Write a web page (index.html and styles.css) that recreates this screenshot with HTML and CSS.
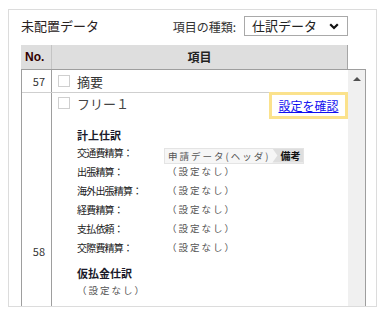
FILE: index.html
```html
<!DOCTYPE html>
<html lang="ja">
<head>
<meta charset="utf-8">
<link rel="stylesheet" href="styles.css">
</head>
<body>
<div class="panel">
  <div class="toolbar">
    <h2 class="title">未配置データ</h2>
    <div class="type">
      <span class="type-label">項目の種類:</span>
      <span class="select">仕訳データ<svg class="chev" width="10" height="7" viewBox="0 0 10 7"><path d="M1.2 1.2 L5 5 L8.8 1.2" fill="none" stroke="#111" stroke-width="2.2"/></svg></span>
    </div>
  </div>
  <div class="grid-head">
    <div class="h-no">No.</div>
    <div class="h-item">項目</div>
  </div>
  <div class="grid-body">
    <div class="rows">
      <div class="row r57">
        <div class="no">57</div>
        <div class="item item-57"><span class="cb"></span><span class="name">摘要</span></div>
      </div>
      <div class="row r58">
        <div class="no">58</div>
        <div class="item">
          <div class="item-head">
            <span class="cb cb-58"></span><span class="name name-58">フリー１</span>
            <span class="confirm"><a class="confirm-link" href="#">設定を確認</a></span>
          </div>
          <div class="detail">
            <div class="sec-title">計上仕訳</div>
            <dl class="map">
              <dt>交通費精算：</dt>
              <dd><span class="chip"><span class="chip-src">申請データ(ヘッダ)</span><span class="chip-field">備考</span></span></dd>
              <dt>出張精算：</dt><dd class="none">（設定なし）</dd>
              <dt>海外出張精算：</dt><dd class="none">（設定なし）</dd>
              <dt>経費精算：</dt><dd class="none">（設定なし）</dd>
              <dt>支払依頼：</dt><dd class="none">（設定なし）</dd>
              <dt>交際費精算：</dt><dd class="none">（設定なし）</dd>
            </dl>
            <div class="sec-title sec-2">仮払金仕訳</div>
            <div class="none none-2">（設定なし）</div>
          </div>
        </div>
      </div>
    </div>
    <div class="scrollbar"><span class="up"></span></div>
  </div>
</div>
</body>
</html>
```

FILE: styles.css
```css
* { box-sizing: border-box; }
html, body { margin: 0; padding: 0; background: #fff; }
body { font-family: "Noto Sans CJK JP", "Noto Sans", sans-serif; color: #333; }

.panel {
  margin: 9px 0 0 8px;
  width: 369px;
  height: 298px;
  border: 1px solid #dcdcdc;
  overflow: hidden;
  padding-left: 12px;
}

.toolbar {
  display: flex;
  align-items: center;
  justify-content: space-between;
  width: 327px;
  height: 20px;
  margin-top: 6px;
  margin-bottom: 9px;
}
.title {
  margin: 0;
  font-size: 13px;
  font-weight: normal;
  color: #2a2222;
  line-height: 20px;
  margin-top: -1px;
}
.type { display: flex; align-items: center; gap: 8px; }
.type-label { font-size: 12px; color: #333; }
.select {
  display: flex;
  align-items: center;
  justify-content: space-between;
  width: 104px;
  height: 20px;
  border: 1px solid #a9a9a9;
  padding: 0 8px 0 7px;
  font-size: 13px;
  color: #222;
  line-height: 18px;
}
.chev { display: block; }

.grid-head {
  display: flex;
  width: 327px;
  height: 24px;
  background: #dedede;
  border-right: 1px solid #a6a6a6;
  font-weight: bold;
  color: #222;
}
.h-no {
  width: 31px;
  border-right: 1px solid #c4c4c4;
  font-family: "Liberation Sans", Arial, sans-serif;
  font-size: 12px;
  line-height: 24px;
  padding-left: 4px;
  color: #300;
}
.h-item {
  flex: 1;
  text-align: center;
  font-size: 12px;
  line-height: 24px;
}

.grid-body {
  display: flex;
  width: 345px;
  border: 1px solid #9e9e9e;
}
.rows { width: 326px; }
.row { display: flex; }
.r57 { height: 23px; border-bottom: 1px solid #cfcfcf; }
.r58 { min-height: 316px; }
.no {
  width: 30px;
  border-right: 1px solid #9e9e9e;
  display: flex;
  align-items: center;
  justify-content: flex-end;
  padding-right: 6px;
  font-size: 11px;
  color: #333;
}
.item { flex: 1; padding-left: 6px; }
.item-57 { display: flex; align-items: center; gap: 7px; }
.cb {
  display: inline-block;
  width: 12px;
  height: 12px;
  border: 1px solid #cfcfcf;
  background: #fff;
  flex: none;
}
.name { font-size: 13px; color: #333; }

.item-head { display: flex; align-items: flex-start; height: 26px; }
.cb-58 { margin-top: 4px; }
.name-58 { margin-left: 7px; line-height: 22px; flex: 1; color: #444; }
.confirm {
  display: flex;
  align-items: center;
  justify-content: center;
  width: 79px;
  height: 27px;
  border: 3px solid #fbe28c;
  background: #fff;
  margin-top: -1px;
}
.confirm-link {
  font-size: 12px;
  color: #1010f0;
  text-decoration: underline;
  line-height: 16px;
}

.detail { margin-left: 19px; }
.sec-title {
  margin-top: 8px;
  font-size: 11px;
  font-weight: bold;
  line-height: 16px;
  color: #1a1a2a;
}
.map {
  display: grid;
  grid-template-columns: 87px 1fr;
  grid-auto-rows: 19px;
  margin: 0;
  align-items: center;
}
.map dt {
  font-size: 10px;
  letter-spacing: -0.8px;
  color: #222;
}
.map dd { margin: 0; padding-left: 3px; }
.none {
  font-size: 9.5px;
  letter-spacing: 2px;
  color: #555;
  line-height: 19px;
}
.map dd.none { line-height: 19px; }
.chip {
  display: inline-flex;
  height: 16px;
  margin-left: -3px;
  border: 1px solid #e4e4e4;
  background: #f6f6f6;
}
.chip-src {
  font-size: 9.5px;
  letter-spacing: 2px;
  color: #555;
  line-height: 14px;
  padding: 0 2px 0 3px;
}
.chip-field {
  background: #dedede;
  font-size: 10px;
  font-weight: bold;
  color: #111;
  line-height: 14px;
  padding: 0 3px 0 8px;
  clip-path: polygon(0 0, 100% 0, 100% 100%, 0 100%, 5px 50%);
}
.sec-2 { margin-top: 8px; }
.none-2 { padding-left: 0; }

.scrollbar {
  width: 17px;
  background: #f0f0f0;
  display: flex;
  justify-content: center;
}
.up {
  margin-top: 7px;
  width: 0;
  height: 0;
  border-left: 4px solid transparent;
  border-right: 4px solid transparent;
  border-bottom: 4px solid #505050;
}
```
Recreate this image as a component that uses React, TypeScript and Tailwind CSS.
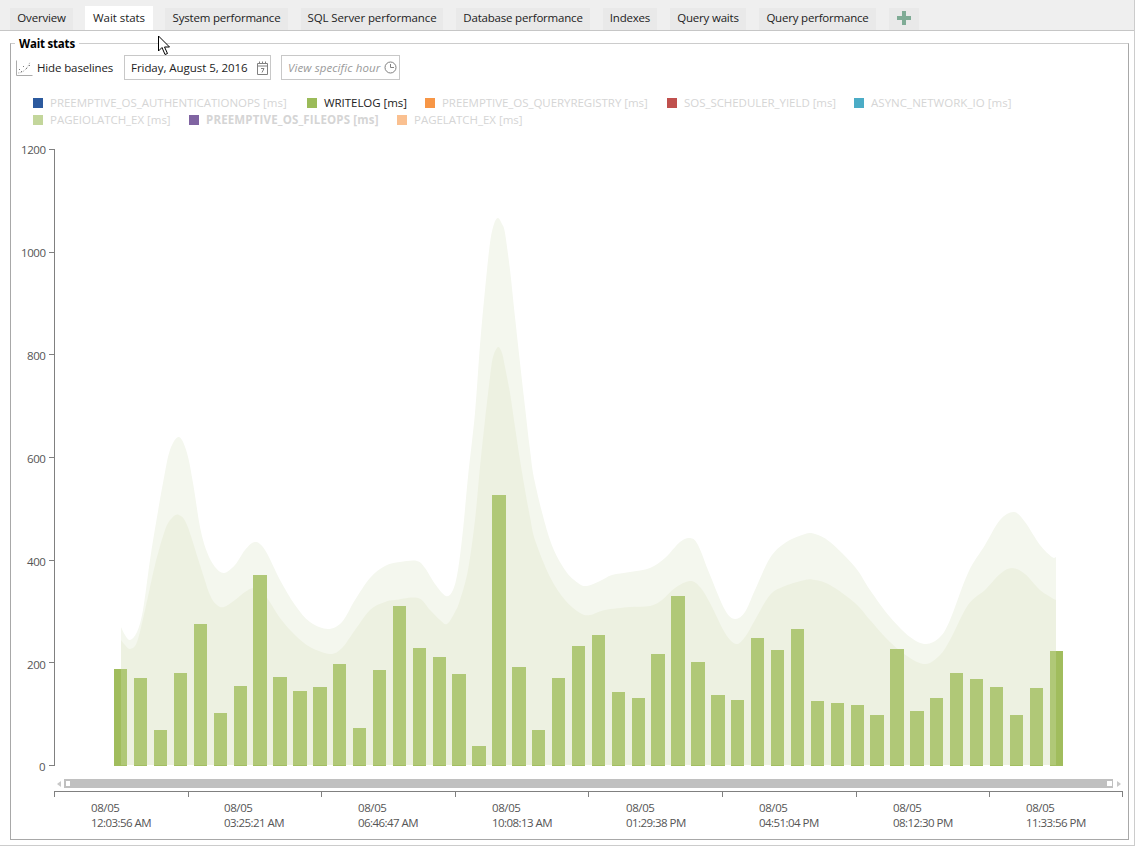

◆ ◆ ◆

== What to do ==
Strip out the images, then output the records above word for word.

== The output ==
Write a web page (index.html and styles.css) that recreates this screenshot with HTML and CSS.
FILE: index.html
```html
<!DOCTYPE html>
<html lang="ja">
<head>
<meta charset="utf-8">
<link rel="stylesheet" href="styles.css">
</head>
<body>
<div class="panel">
  <div class="toolbar">
    <h2 class="title">未配置データ</h2>
    <div class="type">
      <span class="type-label">項目の種類:</span>
      <span class="select">仕訳データ<svg class="chev" width="10" height="7" viewBox="0 0 10 7"><path d="M1.2 1.2 L5 5 L8.8 1.2" fill="none" stroke="#111" stroke-width="2.2"/></svg></span>
    </div>
  </div>
  <div class="grid-head">
    <div class="h-no">No.</div>
    <div class="h-item">項目</div>
  </div>
  <div class="grid-body">
    <div class="rows">
      <div class="row r57">
        <div class="no">57</div>
        <div class="item item-57"><span class="cb"></span><span class="name">摘要</span></div>
      </div>
      <div class="row r58">
        <div class="no">58</div>
        <div class="item">
          <div class="item-head">
            <span class="cb cb-58"></span><span class="name name-58">フリー１</span>
            <span class="confirm"><a class="confirm-link" href="#">設定を確認</a></span>
          </div>
          <div class="detail">
            <div class="sec-title">計上仕訳</div>
            <dl class="map">
              <dt>交通費精算：</dt>
              <dd><span class="chip"><span class="chip-src">申請データ(ヘッダ)</span><span class="chip-field">備考</span></span></dd>
              <dt>出張精算：</dt><dd class="none">（設定なし）</dd>
              <dt>海外出張精算：</dt><dd class="none">（設定なし）</dd>
              <dt>経費精算：</dt><dd class="none">（設定なし）</dd>
              <dt>支払依頼：</dt><dd class="none">（設定なし）</dd>
              <dt>交際費精算：</dt><dd class="none">（設定なし）</dd>
            </dl>
            <div class="sec-title sec-2">仮払金仕訳</div>
            <div class="none none-2">（設定なし）</div>
          </div>
        </div>
      </div>
    </div>
    <div class="scrollbar"><span class="up"></span></div>
  </div>
</div>
</body>
</html>
```

FILE: styles.css
```css
* { box-sizing: border-box; }
html, body { margin: 0; padding: 0; background: #fff; }
body { font-family: "Noto Sans CJK JP", "Noto Sans", sans-serif; color: #333; }

.panel {
  margin: 9px 0 0 8px;
  width: 369px;
  height: 298px;
  border: 1px solid #dcdcdc;
  overflow: hidden;
  padding-left: 12px;
}

.toolbar {
  display: flex;
  align-items: center;
  justify-content: space-between;
  width: 327px;
  height: 20px;
  margin-top: 6px;
  margin-bottom: 9px;
}
.title {
  margin: 0;
  font-size: 13px;
  font-weight: normal;
  color: #2a2222;
  line-height: 20px;
  margin-top: -1px;
}
.type { display: flex; align-items: center; gap: 8px; }
.type-label { font-size: 12px; color: #333; }
.select {
  display: flex;
  align-items: center;
  justify-content: space-between;
  width: 104px;
  height: 20px;
  border: 1px solid #a9a9a9;
  padding: 0 8px 0 7px;
  font-size: 13px;
  color: #222;
  line-height: 18px;
}
.chev { display: block; }

.grid-head {
  display: flex;
  width: 327px;
  height: 24px;
  background: #dedede;
  border-right: 1px solid #a6a6a6;
  font-weight: bold;
  color: #222;
}
.h-no {
  width: 31px;
  border-right: 1px solid #c4c4c4;
  font-family: "Liberation Sans", Arial, sans-serif;
  font-size: 12px;
  line-height: 24px;
  padding-left: 4px;
  color: #300;
}
.h-item {
  flex: 1;
  text-align: center;
  font-size: 12px;
  line-height: 24px;
}

.grid-body {
  display: flex;
  width: 345px;
  border: 1px solid #9e9e9e;
}
.rows { width: 326px; }
.row { display: flex; }
.r57 { height: 23px; border-bottom: 1px solid #cfcfcf; }
.r58 { min-height: 316px; }
.no {
  width: 30px;
  border-right: 1px solid #9e9e9e;
  display: flex;
  align-items: center;
  justify-content: flex-end;
  padding-right: 6px;
  font-size: 11px;
  color: #333;
}
.item { flex: 1; padding-left: 6px; }
.item-57 { display: flex; align-items: center; gap: 7px; }
.cb {
  display: inline-block;
  width: 12px;
  height: 12px;
  border: 1px solid #cfcfcf;
  background: #fff;
  flex: none;
}
.name { font-size: 13px; color: #333; }

.item-head { display: flex; align-items: flex-start; height: 26px; }
.cb-58 { margin-top: 4px; }
.name-58 { margin-left: 7px; line-height: 22px; flex: 1; color: #444; }
.confirm {
  display: flex;
  align-items: center;
  justify-content: center;
  width: 79px;
  height: 27px;
  border: 3px solid #fbe28c;
  background: #fff;
  margin-top: -1px;
}
.confirm-link {
  font-size: 12px;
  color: #1010f0;
  text-decoration: underline;
  line-height: 16px;
}

.detail { margin-left: 19px; }
.sec-title {
  margin-top: 8px;
  font-size: 11px;
  font-weight: bold;
  line-height: 16px;
  color: #1a1a2a;
}
.map {
  display: grid;
  grid-template-columns: 87px 1fr;
  grid-auto-rows: 19px;
  margin: 0;
  align-items: center;
}
.map dt {
  font-size: 10px;
  letter-spacing: -0.8px;
  color: #222;
}
.map dd { margin: 0; padding-left: 3px; }
.none {
  font-size: 9.5px;
  letter-spacing: 2px;
  color: #555;
  line-height: 19px;
}
.map dd.none { line-height: 19px; }
.chip {
  display: inline-flex;
  height: 16px;
  margin-left: -3px;
  border: 1px solid #e4e4e4;
  background: #f6f6f6;
}
.chip-src {
  font-size: 9.5px;
  letter-spacing: 2px;
  color: #555;
  line-height: 14px;
  padding: 0 2px 0 3px;
}
.chip-field {
  background: #dedede;
  font-size: 10px;
  font-weight: bold;
  color: #111;
  line-height: 14px;
  padding: 0 3px 0 8px;
  clip-path: polygon(0 0, 100% 0, 100% 100%, 0 100%, 5px 50%);
}
.sec-2 { margin-top: 8px; }
.none-2 { padding-left: 0; }

.scrollbar {
  width: 17px;
  background: #f0f0f0;
  display: flex;
  justify-content: center;
}
.up {
  margin-top: 7px;
  width: 0;
  height: 0;
  border-left: 4px solid transparent;
  border-right: 4px solid transparent;
  border-bottom: 4px solid #505050;
}
```
Recreate this image as a component that uses React, TypeScript and Tailwind CSS.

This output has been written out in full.